De rechtbank heeft vastgesteld dat het slachtoffer, terwijl hij zich in een café bevond, door de verdachte en medeverdachten werd benaderd en later op straat werd vastgepakt en op de grond geduwd. De rechtbank oordeelde dat er voldoende bewijs was voor openlijke geweldpleging, maar dat de diefstal niet bewezen kon worden, omdat er onvoldoende bewijs was dat de verdachte de telefoon en beurs daadwerkelijk had weggenomen. De rechtbank heeft de verdachte daarom vrijgesproken van de diefstal, maar heeft hem wel veroordeeld tot een werkstraf van 100 uur, met aftrek van het voorarrest naar rato van 2 uur per dag. De benadeelde partij werd niet-ontvankelijk verklaard in zijn vordering tot schadevergoeding, omdat deze onvoldoende was onderbouwd.

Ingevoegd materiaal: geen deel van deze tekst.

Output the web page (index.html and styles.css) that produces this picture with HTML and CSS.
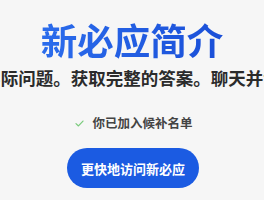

De rechtbank heeft bij de strafoplegging rekening gehouden met de omstandigheden van de zaak, waaronder het feit dat de verdachte een blanco strafblad heeft en dat het feit al enige tijd geleden heeft plaatsgevonden. De rechtbank benadrukte dat geweld niet de juiste manier is om conflicten op te lossen en dat de verdachte en zijn medeverdachte het slachtoffer in een bedreigende situatie hebben gebracht. De uitspraak is gedaan door een meervoudige kamer, bestaande uit drie rechters, en is openbaar uitgesproken op 23 mei 2008.